Il dolore che morde e non se ne va, nemmeno per un attimo, nemmeno dopo tanti anni. Perdere un figlio è qualcosa che va contro le leggi della natura. La signora Maria Orlandi se lo ricorda bene, quel giorno di fine giugno quando la sua piccola Manuela uscì di casa tutta contenta di andare alla lezione di musica. La scuola era poco distante dal Vaticano, dove viveva la famiglia, in uno degli appartamenti in zona extraterritoriale. «E' tutto impresso nella mente, ogni fotogramma, impossibile da dimenticare».

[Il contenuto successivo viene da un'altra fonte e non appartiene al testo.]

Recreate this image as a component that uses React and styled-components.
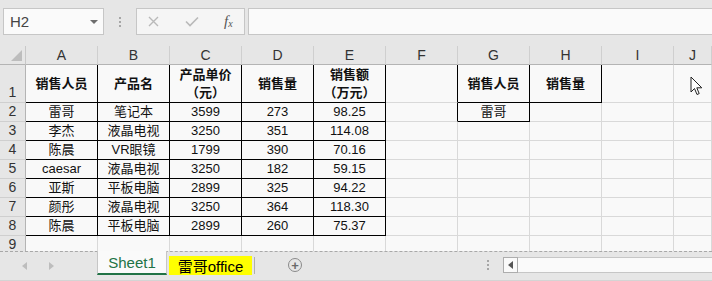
import React from 'react'
import styled, { createGlobalStyle } from 'styled-components'

const GlobalStyle = createGlobalStyle`
  html, body { margin: 0; padding: 0; background: #e6e6e6; }
  body { font-family: "Liberation Sans", "Noto Sans CJK SC", sans-serif; }
`

const COLS = ['A', 'B', 'C', 'D', 'E', 'F', 'G', 'H', 'I', 'J']
const ROW_H = [38, 19, 19, 19, 19, 19, 19, 19, 19]

const HEAD = [
  '销售人员', '产品名', ['产品单价', '（元）'], '销售量', ['销售额', '（万元）'],
  '', '销售人员', '销售量', '', ''
]

const DATA = [
  ['雷哥', '笔记本', '3599', '273', '98.25', '', '雷哥'],
  ['李杰', '液晶电视', '3250', '351', '114.08'],
  ['陈晨', 'VR眼镜', '1799', '390', '70.16'],
  ['caesar', '液晶电视', '3250', '182', '59.15'],
  ['亚斯', '平板电脑', '2899', '325', '94.22'],
  ['颜彤', '液晶电视', '3250', '364', '118.30'],
  ['陈晨', '平板电脑', '2899', '260', '75.37'],
  [],
]

// c: 1..10 (A..J), r: 1..9
const inBox = (c, r) =>
  (c >= 1 && c <= 5 && r >= 1 && r <= 8) ||
  ((c === 7 || c === 8) && r === 1) ||
  (c === 7 && r === 2)

const Page = styled.div`
  position: relative;
  width: 712px;
  height: 281px;
  overflow: hidden;
  display: flex;
  flex-direction: column;
  background: #e6e6e6;
`

const TopBar = styled.div`
  height: 46px;
  box-sizing: border-box;
  padding: 8px 0 11px 3px;
  display: flex;
  align-items: stretch;
`

const NameBox = styled.div`
  width: 101px;
  box-sizing: border-box;
  border: 1px solid #c6c6c6;
  background: #fafafa;
  display: flex;
  align-items: center;
  justify-content: space-between;
  padding: 0 5px 0 6px;
  font-size: 15px;
  color: #444;
`

const DropArrow = styled.span`
  width: 0;
  height: 0;
  border-left: 4px solid transparent;
  border-right: 4px solid transparent;
  border-top: 4px solid #6d6d6d;
`

const Grip = styled.div`
  width: 32px;
  display: flex;
  flex-direction: column;
  align-items: center;
  justify-content: center;
  gap: 2px;
  span {
    width: 2px;
    height: 2px;
    background: #a6a6a6;
  }
`

const FxButtons = styled.div`
  width: 109px;
  box-sizing: border-box;
  border: 1px solid #c6c6c6;
  background: #f5f5f5;
  display: flex;
  align-items: center;
  padding-left: 11px;
  gap: 19px;
`

const FxLabel = styled.span`
  font-family: "Liberation Serif", serif;
  font-style: italic;
  font-size: 15px;
  color: #555;
  margin-left: 6px;
  sub {
    font-size: 10px;
    vertical-align: -1px;
  }
`

const FormulaInput = styled.div`
  flex: 1;
  margin-left: 3px;
  border: 1px solid #c6c6c6;
  border-right: none;
  background: #fafafa;
`

const Sheet = styled.div`
  height: 205px;
  overflow: hidden;
  display: flex;
  flex-direction: column;
`

const Row = styled.div`
  display: flex;
  flex: none;
  height: ${p => p.$h}px;
`

const Corner = styled.div`
  position: relative;
  width: 26px;
  flex: none;
  box-sizing: border-box;
  border-right: 1px solid #c8c8c8;
  border-bottom: 1px solid #b4b4b4;
  background: #e6e6e6;
  &::after {
    content: '';
    position: absolute;
    right: 3px;
    bottom: 3px;
    width: 0;
    height: 0;
    border-left: 11px solid transparent;
    border-bottom: 11px solid #bdbdbd;
  }
`

const ColHead = styled.div`
  width: ${p => p.$w}px;
  flex: none;
  box-sizing: border-box;
  border-right: 1px solid #cfcfcf;
  border-bottom: 1px solid #b4b4b4;
  background: #e6e6e6;
  display: flex;
  align-items: center;
  justify-content: center;
  font-size: 14px;
  color: #333;
`

const RowHead = styled.div`
  width: 26px;
  flex: none;
  box-sizing: border-box;
  border-right: 1px solid #b4b4b4;
  border-bottom: 1px solid #cfcfcf;
  background: #e6e6e6;
  display: flex;
  align-items: flex-end;
  justify-content: center;
  padding-bottom: 1px;
  font-size: 14px;
  line-height: 17px;
  color: #333;
`

const Cell = styled.div`
  width: ${p => p.$w}px;
  flex: none;
  box-sizing: border-box;
  border-right: 1px solid ${p => (p.$br ? '#000' : '#d9d9d9')};
  border-bottom: 1px solid ${p => (p.$bb ? '#000' : '#d9d9d9')};
  background: #f9f9f9;
  display: flex;
  flex-direction: column;
  align-items: center;
  justify-content: center;
  font-size: 13px;
  line-height: 18px;
  font-weight: ${p => (p.$bold ? 700 : 400)};
  color: #111;
  white-space: nowrap;
  overflow: hidden;
`

const TabBar = styled.div`
  position: relative;
  height: 30px;
  box-sizing: border-box;
  border-top: 1px dashed #a8a8a8;
  border-bottom: 1px solid #d4d4d4;
  display: flex;
  align-items: center;
`

const NavArrows = styled.div`
  width: 97px;
  display: flex;
  align-items: center;
  gap: 22px;
  padding-left: 22px;
  box-sizing: border-box;
`

const Tri = styled.span`
  width: 0;
  height: 0;
  border-top: 4px solid transparent;
  border-bottom: 4px solid transparent;
  ${p => (p.$left ? 'border-right: 5px solid #bdbdbd;' : 'border-left: 5px solid #bdbdbd;')}
`

const ActiveTab = styled.div`
  align-self: stretch;
  margin-top: -1px;
  width: 70px;
  box-sizing: border-box;
  background: #fafafa;
  border-left: 1px solid #c6c6c6;
  border-right: 1px solid #c6c6c6;
  border-bottom: 2px solid #217346;
  margin-bottom: 5px;
  display: flex;
  align-items: center;
  justify-content: center;
  font-size: 15px;
  color: #217346;
`

const Highlight = styled.div`
  margin: 0 0 2px 2px;
  width: 83px;
  height: 19px;
  background: #ffff00;
  display: flex;
  align-items: center;
  justify-content: center;
  font-size: 15px;
  color: #000;
`

const Divider = styled.span`
  width: 1px;
  height: 17px;
  margin: 0 0 2px 2px;
  background: #b0b0b0;
`

const AddSheet = styled.div`
  width: 14px;
  height: 14px;
  margin: 0 0 2px 33px;
  box-sizing: border-box;
  border: 1.5px solid #8a8a8a;
  border-radius: 50%;
  display: flex;
  align-items: center;
  justify-content: center;
  color: #6a6a6a;
  font-size: 13px;
  font-weight: 700;
  line-height: 1;
`

const ScrollDots = styled.div`
  margin: 0 0 2px 185px;
  display: flex;
  flex-direction: column;
  gap: 2px;
  span {
    width: 2px;
    height: 2px;
    background: #a6a6a6;
  }
`

const ScrollLeft = styled.div`
  margin: 0 0 2px 14px;
  width: 15px;
  height: 16px;
  box-sizing: border-box;
  border: 1px solid #adadad;
  background: #fafafa;
  display: flex;
  align-items: center;
  justify-content: center;
`

const ScrollTrack = styled.div`
  flex: 1;
  height: 16px;
  margin-bottom: 2px;
  box-sizing: border-box;
  border: 1px solid #c6c6c6;
  border-left: none;
  border-right: none;
  background: #fafafa;
`

const Pointer = styled.svg`
  position: absolute;
  left: 690px;
  top: 76px;
`

function HeaderText({ value }) {
  if (Array.isArray(value)) {
    return value.map(line => <span key={line}>{line}</span>)
  }
  return value
}

export default function App() {
  const colW = c => (c === 10 ? 38 : 72)
  return (
    <Page>
      <GlobalStyle />
      <TopBar>
        <NameBox>
          H2
          <DropArrow />
        </NameBox>
        <Grip><span /><span /><span /></Grip>
        <FxButtons>
          <svg width="11" height="11" viewBox="0 0 11 11">
            <path d="M1 1L10 10M10 1L1 10" stroke="#b9b9b9" strokeWidth="1.4" />
          </svg>
          <svg width="14" height="11" viewBox="0 0 14 11" style={{ marginLeft: 7 }}>
            <path d="M1 5.5L5 9.5L13 1.5" stroke="#b9b9b9" strokeWidth="1.6" fill="none" />
          </svg>
          <FxLabel>f<sub>x</sub></FxLabel>
        </FxButtons>
        <FormulaInput />
      </TopBar>

      <Sheet>
        <Row $h={19}>
          <Corner />
          {COLS.map((l, i) => (
            <ColHead key={l} $w={colW(i + 1)}>{l}</ColHead>
          ))}
        </Row>
        {ROW_H.map((h, ri) => {
          const r = ri + 1
          return (
            <Row key={r} $h={h}>
              <RowHead>{r}</RowHead>
              {COLS.map((l, ci) => {
                const c = ci + 1
                const value = r === 1 ? HEAD[ci] : (DATA[r - 2] || [])[ci] || ''
                return (
                  <Cell
                    key={l}
                    $w={colW(c)}
                    $br={inBox(c, r) || inBox(c + 1, r)}
                    $bb={inBox(c, r) || inBox(c, r + 1)}
                    $bold={r === 1}
                  >
                    <HeaderText value={value} />
                  </Cell>
                )
              })}
            </Row>
          )
        })}
      </Sheet>

      <TabBar>
        <NavArrows>
          <Tri $left />
          <Tri />
        </NavArrows>
        <ActiveTab>Sheet1</ActiveTab>
        <Highlight>雷哥office</Highlight>
        <Divider />
        <AddSheet>+</AddSheet>
        <ScrollDots><span /><span /><span /></ScrollDots>
        <ScrollLeft>
          <svg width="5" height="8" viewBox="0 0 5 8">
            <path d="M5 0L0 4L5 8Z" fill="#555" />
          </svg>
        </ScrollLeft>
        <ScrollTrack />
      </TabBar>

      <Pointer width="13" height="20" viewBox="0 0 13 20">
        <path d="M1 1L1 16L4.5 12.5L7 18.5L9.2 17.6L6.8 11.8L11.8 11.8Z" fill="#fff" stroke="#222" strokeWidth="1" strokeLinejoin="round" />
      </Pointer>
    </Page>
  )
}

Signora, le ossa ritrovate nella sede della Nunziatura in Italia, a via Po, durante alcuni lavori di ristrutturazione, sono state sottoposte ad accertamenti scientifici anche per verificare se possano essere quelle di sua figlia. Cosa ha pensato, davanti a questa notizia?
«Ho pensato al fatto che c'è gente che ha fatto una cosa bruttissima a tutti noi. Manuela da quel giorno non la abbiamo più vista. In questi anni siamo stati sostenuti da una grande fede. Spero che un giorno si possa far tornare il suo corpo a casa. Spero che chi sa qualcosa ascolti, ci aiuti».

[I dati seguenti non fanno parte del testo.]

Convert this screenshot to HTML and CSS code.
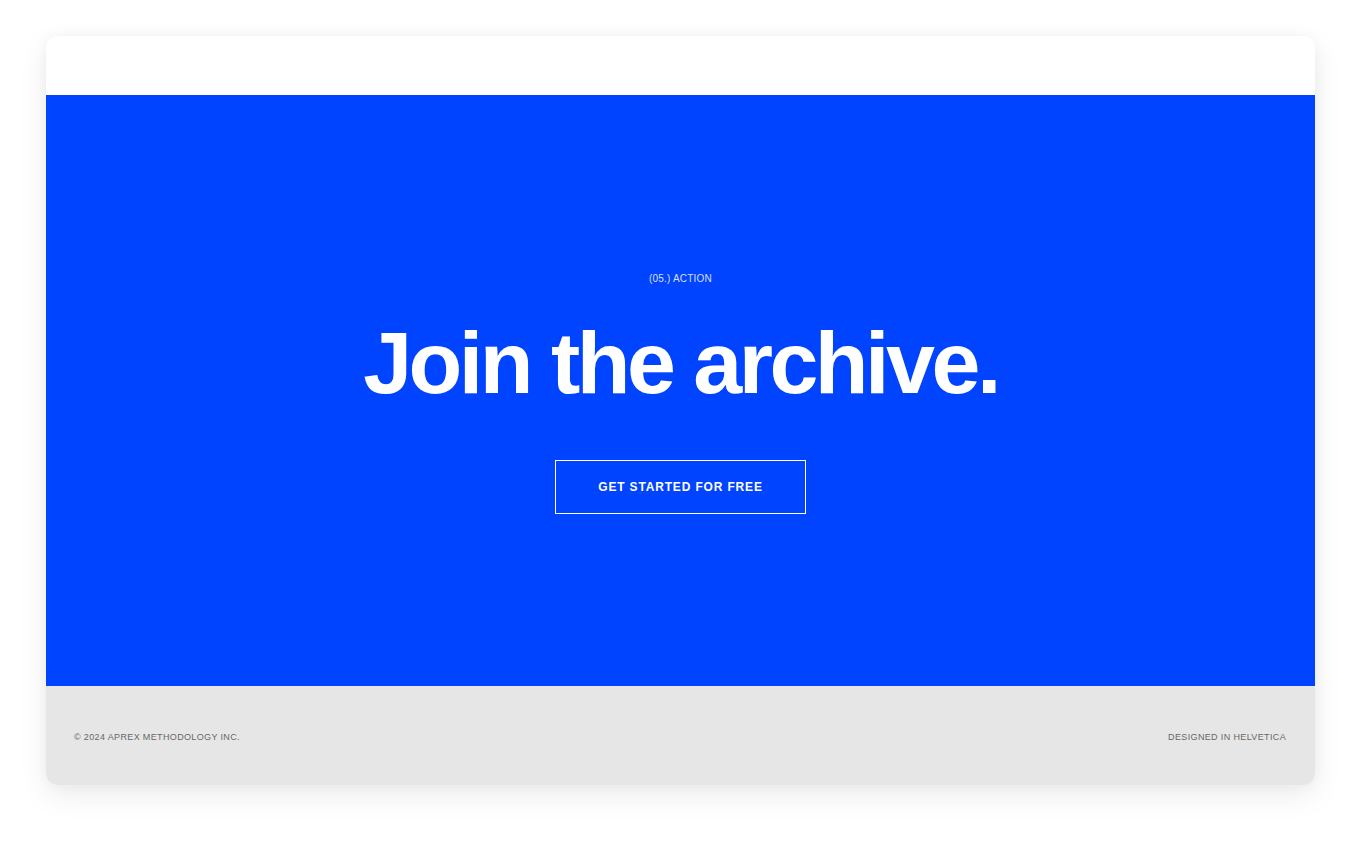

Il silenzio, la mancanza di notizie, i giorni sospesi, tutti uguali, per 35 anni. Com'è stata vissuta questa prova straziante da lei e dalla sua famiglia?
«Nel dolore (tanto dolore) e nella preghiera. Se mi permette voglio dire che queste persone cattive (non so chi siano) le perdono. Vorrei però solo far tornare a casa mia figlia, il corpo di mia figlia..»

Riesce davvero a perdonare chi le ha portato via Manuela?
«Si. Si può perdonare chi ti ha fatto tanto male. Persino queste persone malvagie che hanno distrutto la felicità di una famiglia serena e noi eravamo una famiglia serena -; forse queste persone avranno una coscienza e sicuramente sarà Dio a giudicarle e castigarle. Mi ripeto spesso: sia fatta la volontà di Dio, e con questa forza si deve andare avanti».

In questi anni vi sono mai arrivati dei segnali, delle informazioni, delle indicazioni utili a trovare il bandolo di una matassa tanto ingarbugliata?
«Niente di niente. Siamo stati immersi nella sofferenza. E il pensiero che correva alla mia bambina».

In Vaticano, secondo lei, c'erano persone che potevano sapere qualcosa di utile per le indagini ma non hanno mai parlato?
«Non saprei. A noi non è stata messa a disposizione nessuna documentazione particolare. Almeno che io sappia. I documenti se ci sono forse li avranno ai vertici, ma qui in casa non c'è nulla. In salotto però c'è la fotografia della mia Manuela che mi guarda».

Manuela è stata al centro di tante supposizioni e ipotesi. Perché secondo lei è stata rapita e fatta sparire proprio sua figlia?
«Me lo sono chiesta. Signore, perché a noi? Noi non ci interessavamo a niente, la nostra vita era tranquilla, non sappiamo. Resta una incognita. Vivevamo modestamente e con una felicità domestica reale per quello che avevamo. Le piccole cose che ci davano gioia tra noi. Manuela amava il canto e la musica, era veramente appassionata e così mio marito con un po' di sacrifici a quei tempi riuscì a comprare un pianoforte. Le cose belle che facevamo assieme restano stampate in noi. Ridevamo assieme, e la nostra casa era piena di amore. Poi delle persone malvagie (e non so chi siano) ci hanno depredato del nostro tesoro. La felicità ha lasciato il posto al dolore. Quanto dolore. Quando era in vita mio marito, Ercole, era lui che ci dava la forza, ci sosteneva con coraggio, offrendoci una spalla forte. Ora restiamo io e i miei figli e andiamo avanti con la fede».

Lei ha incontrato Papa Francesco un po' di tempo fa, cosa le ha detto?
«E' stato un incontro consolatorio. Abbiamo pregato».

Tutta l'Italia ha seguito con il fiato sospeso la vicenda di Manuela, la sua sparizione, il mistero che dura tutt'ora. Anche Manuela, per certi versi, è il simbolo di un periodo molto tragico per il Paese. Vi siete sentiti soli, in questi anni?
Sappiamo che ci sono tante le persone che ricordano quello che è successo e per questo le ringrazio di cuore. La nostra vicenda appartiene ormai a tutti. Vorrei che nessuno abbia mai a soffrire quanto noi».